Maar veel mensen werken deeltijd
In 2014 werkte 51 procent van de werkenden minstens 35 uur per week. Driekwart van de mannen werkt voltijd, tegen een kwart van de werkende vrouwen. Van de werkenden van 30 tot 60 jaar, werken mannen gemiddeld 40 uur per week, vrouwen 27 uur. Hierdoor komt 62 procent van het totaal aantal gewerkte uren voor rekening van mannen.
Doordat niet alle mensen werken en veel werkenden in deeltijd werken, wordt er veel minder gewerkt dan in theorie mogelijk is. Stel bijvoorbeeld dat alle huidige deeltijders van 25 tot 65 jaar voortaan 40 uur per week zouden gaan werken.
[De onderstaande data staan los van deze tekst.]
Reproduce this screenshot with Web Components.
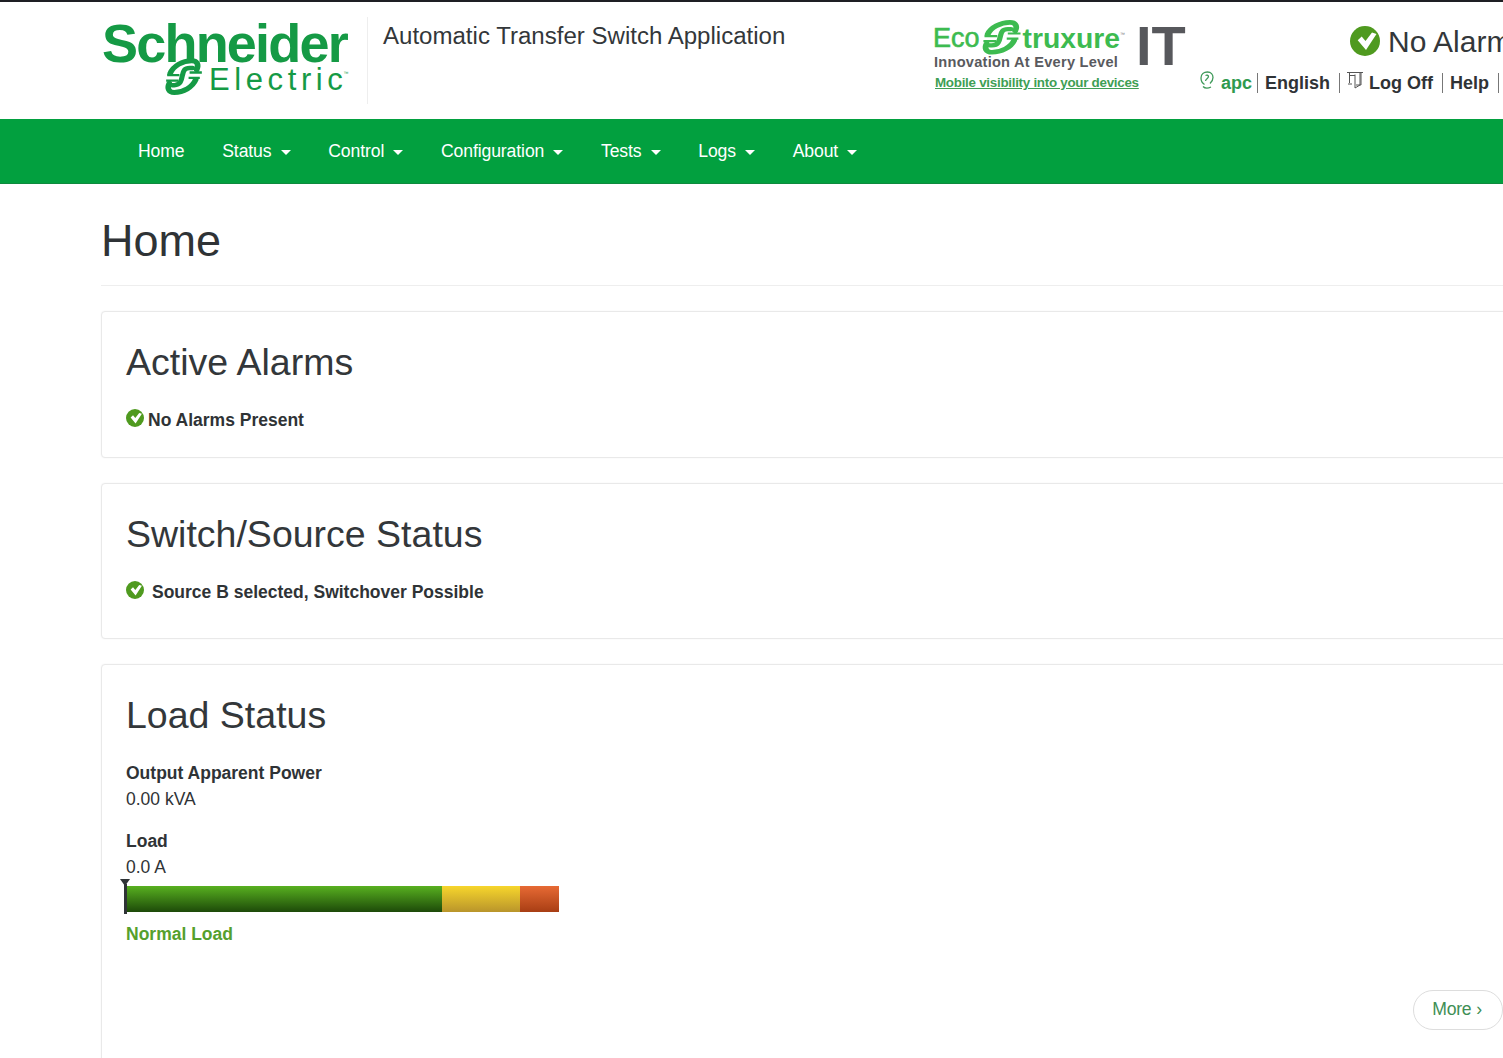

Dan zou het totaal aantal gewerkte uren van deze groep met een vijfde toenemen. Voor vrouwen zou het aantal gewerkte uren zelfs met de helft toenemen, als zij wel voltijd zouden werken. Overigens wil slechts 2 procent van de werkenden meer uren werken én is direct voor werk beschikbaar.
Om het gedachtenexperiment nog een stap verder te voeren: stel dat de gehele bevolking van 25 tot 65 jaar voortaan voltijd zou werken. Dan zou het aantal gewerkte uren van mannen met een kwart toenemen en van vrouwen zelfs verdubbelen. Uiteraard zullen niet alle mensen voltijd kunnen werken. Er kan bijvoorbeeld sprake zijn van ziekte of arbeidsongeschiktheid. Ruim de helft van de niet-werkzame bevolking van 25 tot 65 jaar is nu niet direct beschikbaar voor werk, heeft niet recent naar werk gezocht en wil of kan ook geen betaald werk hebben.
Arbeidsproductiviteit stijgt ook
Voor economische groei is niet alleen het aantal arbeidsuren dat beschikbaar is van belang, maar ook de kwaliteit van het arbeidsaanbod. Het gestegen opleidingsniveau van de beroepsbevolking heeft bijgedragen aan de economische groei, naast de technologische vooruitgang. Mensen zijn nu productiever dan vroeger. Tussen 1995 en 2014 is het bruto binnenlands product, gecorrigeerd voor prijsveranderingen, met 40 procent toegenomen, terwijl het aantal gewerkte uren met 15 procent steeg. Dit betekent dat de productie per gewerkt uur met gemiddeld 1 procent per jaar is toegenomen.